### Exercise objective
Transcribe every line exactly and omit anything that is a picture.

··· Provided data ···

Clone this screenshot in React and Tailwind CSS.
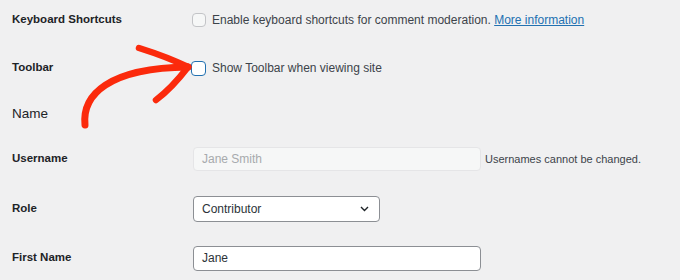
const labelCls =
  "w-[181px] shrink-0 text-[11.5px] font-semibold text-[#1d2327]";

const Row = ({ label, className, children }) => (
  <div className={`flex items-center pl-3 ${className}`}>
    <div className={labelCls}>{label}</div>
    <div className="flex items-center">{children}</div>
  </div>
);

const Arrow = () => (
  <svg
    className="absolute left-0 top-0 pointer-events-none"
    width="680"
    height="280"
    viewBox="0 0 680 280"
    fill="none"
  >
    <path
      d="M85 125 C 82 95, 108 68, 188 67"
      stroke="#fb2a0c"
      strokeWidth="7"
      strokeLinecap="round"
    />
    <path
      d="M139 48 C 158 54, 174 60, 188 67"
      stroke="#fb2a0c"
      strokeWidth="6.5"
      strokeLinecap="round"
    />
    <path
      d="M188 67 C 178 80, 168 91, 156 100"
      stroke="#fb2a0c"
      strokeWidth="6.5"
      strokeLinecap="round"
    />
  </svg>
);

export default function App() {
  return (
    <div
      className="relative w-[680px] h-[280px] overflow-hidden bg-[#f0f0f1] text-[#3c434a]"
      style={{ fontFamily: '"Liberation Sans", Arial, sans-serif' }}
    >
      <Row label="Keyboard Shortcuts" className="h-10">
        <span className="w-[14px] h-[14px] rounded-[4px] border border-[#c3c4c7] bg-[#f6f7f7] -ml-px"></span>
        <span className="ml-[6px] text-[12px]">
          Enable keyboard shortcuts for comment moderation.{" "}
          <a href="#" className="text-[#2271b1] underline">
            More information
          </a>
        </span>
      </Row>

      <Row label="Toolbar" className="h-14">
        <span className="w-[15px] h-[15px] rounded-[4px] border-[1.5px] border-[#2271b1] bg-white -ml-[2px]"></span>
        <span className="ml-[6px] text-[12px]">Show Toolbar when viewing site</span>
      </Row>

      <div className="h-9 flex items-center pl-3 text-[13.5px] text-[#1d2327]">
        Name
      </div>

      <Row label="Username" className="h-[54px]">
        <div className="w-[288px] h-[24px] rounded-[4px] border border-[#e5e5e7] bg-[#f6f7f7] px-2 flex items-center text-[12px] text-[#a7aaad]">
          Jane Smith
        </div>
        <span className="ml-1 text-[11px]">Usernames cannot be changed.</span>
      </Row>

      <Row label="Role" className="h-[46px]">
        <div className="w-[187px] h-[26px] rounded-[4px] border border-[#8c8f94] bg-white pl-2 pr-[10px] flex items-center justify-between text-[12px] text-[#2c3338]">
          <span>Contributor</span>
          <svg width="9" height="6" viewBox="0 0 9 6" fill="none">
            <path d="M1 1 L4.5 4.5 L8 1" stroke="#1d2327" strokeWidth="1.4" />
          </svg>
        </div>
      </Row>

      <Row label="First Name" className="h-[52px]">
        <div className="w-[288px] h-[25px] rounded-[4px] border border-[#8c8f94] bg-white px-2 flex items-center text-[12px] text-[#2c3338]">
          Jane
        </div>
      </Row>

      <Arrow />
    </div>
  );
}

···

### Exercise answer
Clone this screenshot in React and Tailwind CSS.
const labelCls =
  "w-[181px] shrink-0 text-[11.5px] font-semibold text-[#1d2327]";

const Row = ({ label, className, children }) => (
  <div className={`flex items-center pl-3 ${className}`}>
    <div className={labelCls}>{label}</div>
    <div className="flex items-center">{children}</div>
  </div>
);

const Arrow = () => (
  <svg
    className="absolute left-0 top-0 pointer-events-none"
    width="680"
    height="280"
    viewBox="0 0 680 280"
    fill="none"
  >
    <path
      d="M85 125 C 82 95, 108 68, 188 67"
      stroke="#fb2a0c"
      strokeWidth="7"
      strokeLinecap="round"
    />
    <path
      d="M139 48 C 158 54, 174 60, 188 67"
      stroke="#fb2a0c"
      strokeWidth="6.5"
      strokeLinecap="round"
    />
    <path
      d="M188 67 C 178 80, 168 91, 156 100"
      stroke="#fb2a0c"
      strokeWidth="6.5"
      strokeLinecap="round"
    />
  </svg>
);

export default function App() {
  return (
    <div
      className="relative w-[680px] h-[280px] overflow-hidden bg-[#f0f0f1] text-[#3c434a]"
      style={{ fontFamily: '"Liberation Sans", Arial, sans-serif' }}
    >
      <Row label="Keyboard Shortcuts" className="h-10">
        <span className="w-[14px] h-[14px] rounded-[4px] border border-[#c3c4c7] bg-[#f6f7f7] -ml-px"></span>
        <span className="ml-[6px] text-[12px]">
          Enable keyboard shortcuts for comment moderation.{" "}
          <a href="#" className="text-[#2271b1] underline">
            More information
          </a>
        </span>
      </Row>

      <Row label="Toolbar" className="h-14">
        <span className="w-[15px] h-[15px] rounded-[4px] border-[1.5px] border-[#2271b1] bg-white -ml-[2px]"></span>
        <span className="ml-[6px] text-[12px]">Show Toolbar when viewing site</span>
      </Row>

      <div className="h-9 flex items-center pl-3 text-[13.5px] text-[#1d2327]">
        Name
      </div>

      <Row label="Username" className="h-[54px]">
        <div className="w-[288px] h-[24px] rounded-[4px] border border-[#e5e5e7] bg-[#f6f7f7] px-2 flex items-center text-[12px] text-[#a7aaad]">
          Jane Smith
        </div>
        <span className="ml-1 text-[11px]">Usernames cannot be changed.</span>
      </Row>

      <Row label="Role" className="h-[46px]">
        <div className="w-[187px] h-[26px] rounded-[4px] border border-[#8c8f94] bg-white pl-2 pr-[10px] flex items-center justify-between text-[12px] text-[#2c3338]">
          <span>Contributor</span>
          <svg width="9" height="6" viewBox="0 0 9 6" fill="none">
            <path d="M1 1 L4.5 4.5 L8 1" stroke="#1d2327" strokeWidth="1.4" />
          </svg>
        </div>
      </Row>

      <Row label="First Name" className="h-[52px]">
        <div className="w-[288px] h-[25px] rounded-[4px] border border-[#8c8f94] bg-white px-2 flex items-center text-[12px] text-[#2c3338]">
          Jane
        </div>
      </Row>

      <Arrow />
    </div>
  );
}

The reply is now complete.